India has succeeded in services, and failed in manufacturing. So goes the popular wisdom. But that may be about to change. For, the country's export of automobiles has grown faster than software over the last four years (more than 35 per cent annually).
Admittedly, that is from a low base, and the total exports of vehicles last year fetched no more than $2.5 billion. But the pace is slated to pick up, not slacken; and in less than 10 years the industry hopes to be exporting vehicles worth $35 billiontwice as much as the software guys did last year. Add the better-known success story on automobile component exports (like forgings), and it does look as though automobile manufacture will be a new arrow in the country's quiver.
This may be hard to believe, when one looks at the strengths of the automobile industries in the US and Japan, China and South Korea, and the European manufacturing hubs. But the Indian end of the business is probably being under-estimated because it has gone mostly unnoticed that it has already acquired respectable volumes, on the base of a growing domestic market.
At nearly 7 million units a year, India is the second-largest two-wheeler manufacturer in the world, next only to China. In cars, India has just crossed the million mark; 10 other countries have done that before India, but if you go by the figures provided by the Society of Indian Automobile Manufacturers, none of them is growing as fast as India's industry. And in buses, believe it or not, India makes a sixth of the global total. Even in medium-size tractors, the country does very well in the global pecking order. This varied base is now being used as the launch-pad for getting into other markets.
The leading makers of two-wheeler companies (Hero-Honda, Bajaj and TVS) are all doubling capacity, adding another 6 million to their present total. The leading players in the domestic car market have their eyes firmly set on exports. Hyundai wants to treble its car exports from 100,000 to 300,000; Maruti is developing a new car for the export market (beginning with 100,000 car exports); and Tata Motors wants to double exports every two years. Ford too has decided that India will be a sourcing point for some markets.
With Toyota now set to enter the small car segment, the finance minister may well have been right in spotting the opportunity to make the country a hub for small car manufacture. Export of a million cars five years from now looks a distinct possibility.
The unusual part of this story is that car companies make good money in India. General Motors, Ford and others may be struggling in the US, and some German car companies too have been troubled, but Maruti has just announced 39 per cent growth in quarterly profits, with improving margins. That explains why it accounts for 10 per cent of parent Suzuki's turnover, but a handsome 25 per cent of its profits.
Tata Motors has recovered well from a crisis five years ago and, having benefited from substantial re-engineering, now has a healthy bottom line. Hyundai and most of the others (like Ford and Volvo) are privately held, so their financial numbers are not available, but Hyundai would not be targeting aggressive growth from an Indian production base if it was not a very good business; and Toyota announced the other day that it has wiped out the losses incurred in the early years of its India venture.

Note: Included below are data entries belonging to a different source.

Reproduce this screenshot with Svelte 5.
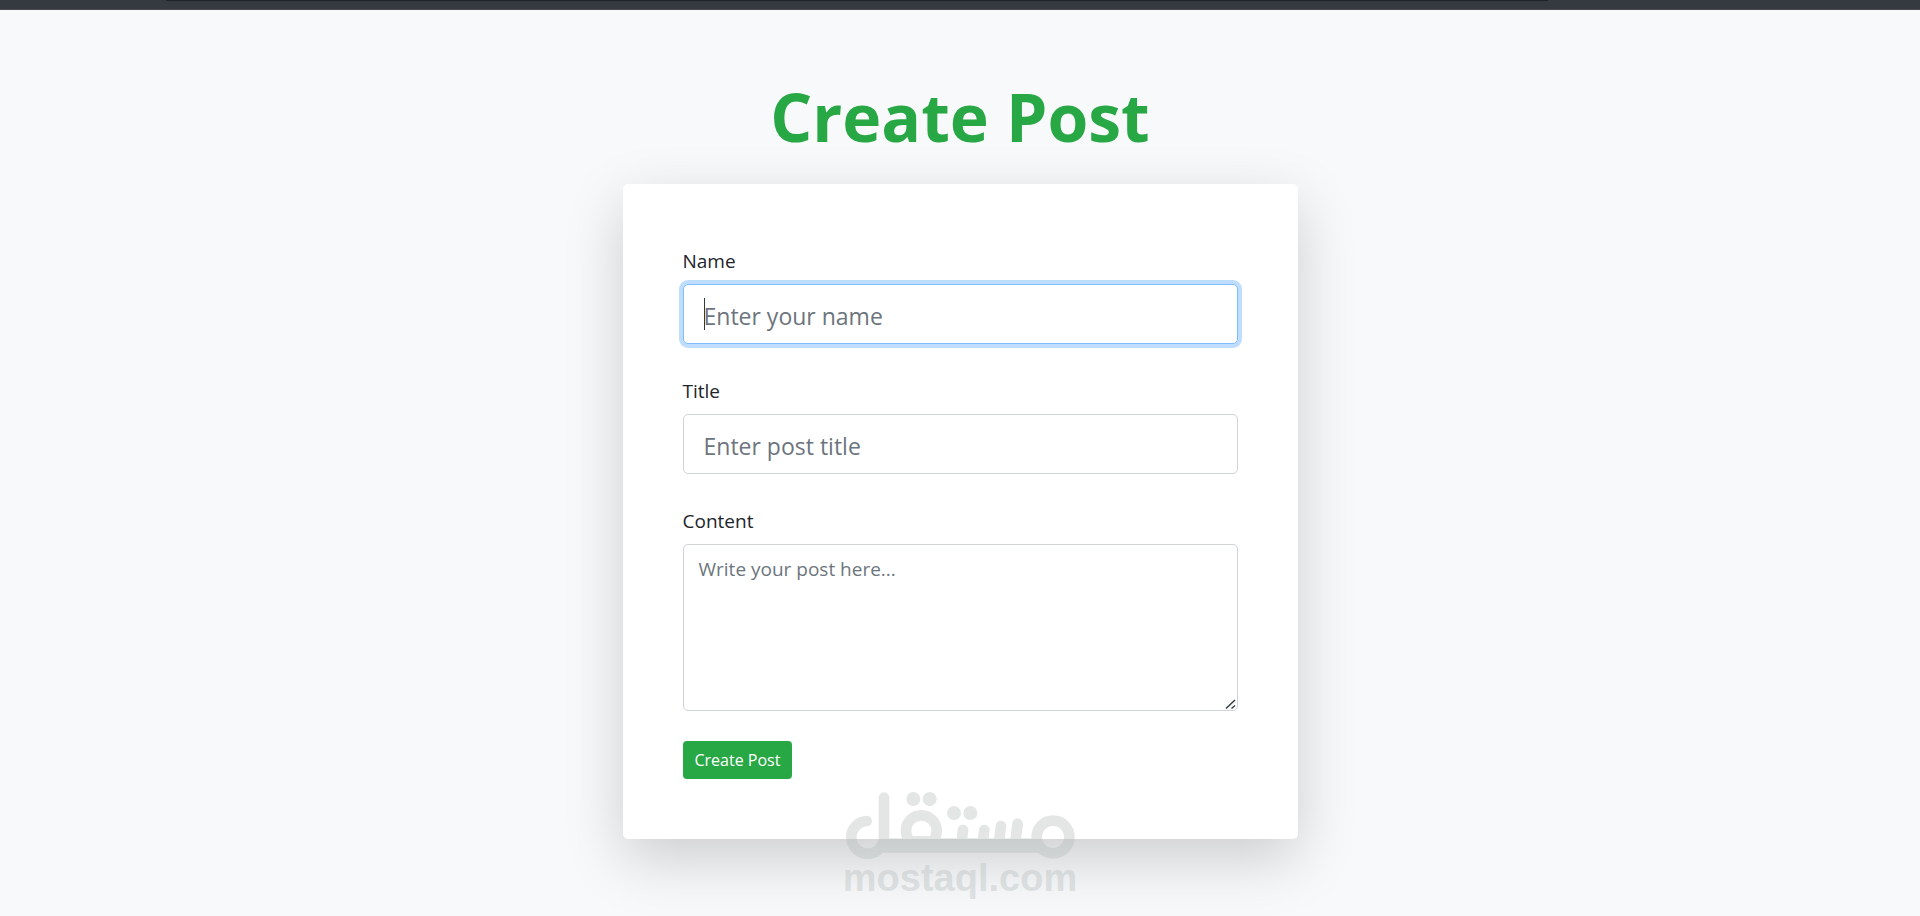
<script>
  let name = $state('');
  let title = $state('');
  let content = $state('');
</script>

<header class="topbar"><div class="topbar-line"></div></header>

<main>
  <h1>Create Post</h1>
  <form class="card" onsubmit={(e) => e.preventDefault()}>
    <div class="group">
      <label for="name">Name</label>
      <div class="field">
        <input id="name" class="active" type="text" placeholder="Enter your name" bind:value={name} />
        <span class="caret"></span>
      </div>
    </div>
    <div class="group">
      <label for="title">Title</label>
      <input id="title" type="text" placeholder="Enter post title" bind:value={title} />
    </div>
    <div class="group">
      <label for="content">Content</label>
      <textarea id="content" rows="5" placeholder="Write your post here..." bind:value={content}></textarea>
    </div>
    <button type="submit">Create Post</button>
  </form>

  <div class="watermark">
    <svg viewBox="0 0 690 204" aria-hidden="true">
      <g fill="none" stroke="currentColor" stroke-width="32" stroke-linecap="round">
        <path d="M65 87A49 49 0 1 0 117 135V17" />
        <circle cx="229" cy="116" r="46" />
        <circle cx="624" cy="135" r="49" />
        <path d="M354 114L350 150M418 114L413 150M468 102L462 150M518 95L511 150" />
      </g>
      <g fill="currentColor">
        <path d="M108 139H190V132H268V139H576Q578 160 592 176L596 182H96Q108 166 108 139Z" />
        <circle cx="205" cy="21" r="21" />
        <circle cx="254" cy="21" r="21" />
        <circle cx="327" cy="63" r="21" />
        <circle cx="376" cy="63" r="21" />
      </g>
    </svg>
    <span>mostaql.com</span>
  </div>
</main>

<style>
  :global(body) {
    background: #f8f9fb;
    color: #212529;
    font-family: "Open Sans", "Noto Sans", sans-serif;
  }
  .topbar {
    height: 10px;
    box-sizing: border-box;
    background: #343a3f;
    border-bottom: 1px solid #454b4f;
  }
  .topbar-line {
    width: 72%;
    height: 1px;
    margin-left: 166px;
    background: #1d2429;
  }
  main {
    position: relative;
    display: flex;
    flex-direction: column;
    align-items: center;
    padding: 64px 20px 76px;
  }
  h1 {
    margin: 0 0 26px;
    color: #28a745;
    font-size: 66px;
    font-weight: 700;
    line-height: 84px;
  }
  .card {
    box-sizing: border-box;
    width: 100%;
    max-width: 675px;
    padding: 60px;
    background: #fff;
    border-radius: 5px;
    box-shadow: 0 20px 60px rgba(0, 0, 0, 0.175);
  }
  .group {
    display: flex;
    flex-direction: column;
    gap: 8px;
    margin-bottom: 30px;
  }
  label {
    padding-top: 2px;
    font-size: 19px;
    line-height: 30px;
  }
  .field {
    position: relative;
  }
  input,
  textarea {
    display: block;
    box-sizing: border-box;
    width: 100%;
    margin: 0;
    color: #495057;
    background: #fff;
    border: 1px solid #ced4da;
    border-radius: 5px;
    font-family: inherit;
    outline: none;
  }
  input {
    height: 60px;
    padding: 12px 20px 8px;
    font-size: 23px;
  }
  textarea {
    height: 167px;
    padding: 9px 15px;
    font-size: 19px;
    line-height: 30px;
    resize: vertical;
  }
  textarea::-webkit-resizer {
    background: url("data:image/svg+xml,%3Csvg xmlns='http://www.w3.org/2000/svg' width='15' height='15'%3E%3Cpath d='M4 13.5L13 5M9.500 13.5L13 10.500' fill='none' stroke='%23333c44' stroke-width='1.500'/%3E%3C/svg%3E") no-repeat right bottom;
  }
  ::placeholder {
    color: #6c757d;
    opacity: 1;
  }
  input.active,
  input:focus,
  textarea:focus {
    border-color: #80bdff;
    box-shadow: 0 0 0 4px rgba(0, 123, 255, 0.25);
  }
  .caret {
    position: absolute;
    top: 14px;
    left: 21px;
    width: 1px;
    height: 32px;
    background: #343a40;
  }
  button {
    display: block;
    height: 38px;
    padding: 0 12px;
    color: #fff;
    background: #28a745;
    border: 0;
    border-radius: 4px;
    font-family: inherit;
    font-size: 16px;
  }
  .watermark {
    position: absolute;
    left: 50%;
    bottom: 18px;
    display: flex;
    flex-direction: column;
    width: 230px;
    transform: translateX(-50%);
    color: #b4bcba;
    opacity: 0.36;
    pointer-events: none;
  }
  .watermark svg {
    display: block;
    width: 100%;
  }
  .watermark span {
    align-self: center;
    font-family: "Liberation Sans", Arial, sans-serif;
    font-size: 38px;
    font-weight: 700;
    line-height: 37px;
  }
</style>
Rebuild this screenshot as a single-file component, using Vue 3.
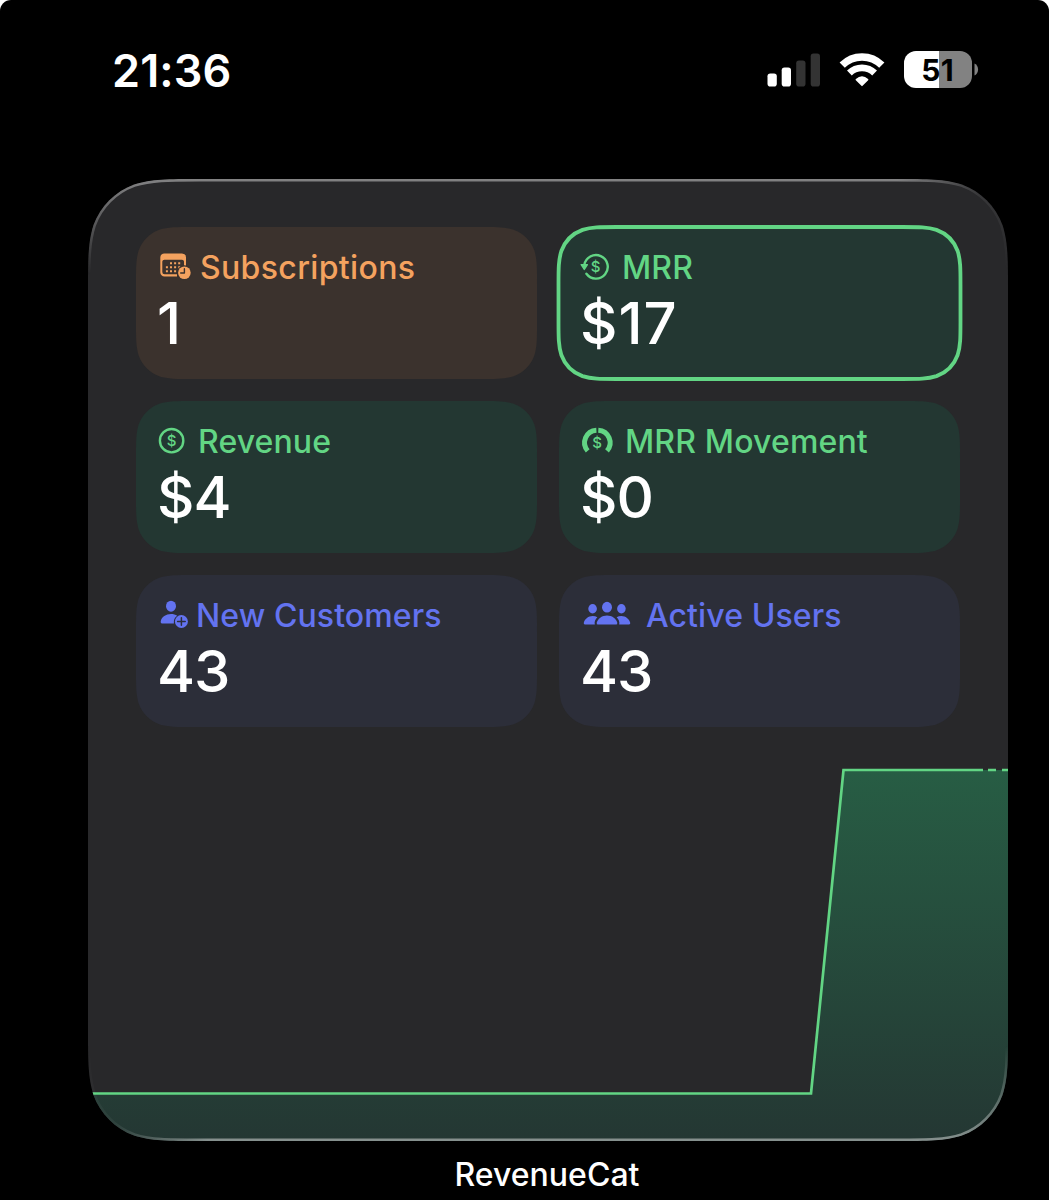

Clearly, there are cost advantages involved in operating from India - one of them being labour. And the rapidly growing domestic market for small cars, of a kind that few countries can boast of, provides the base for volume production of cars with an engine capacity of 1000-1100 cc, which the American and European car companies don't focus on, but which nevertheless has a substantial market in many countries. Sure, India's infrastructure constraints must present difficulties, but they don't seem to have affected the growth impulse of a potentially giant manufacturing sector.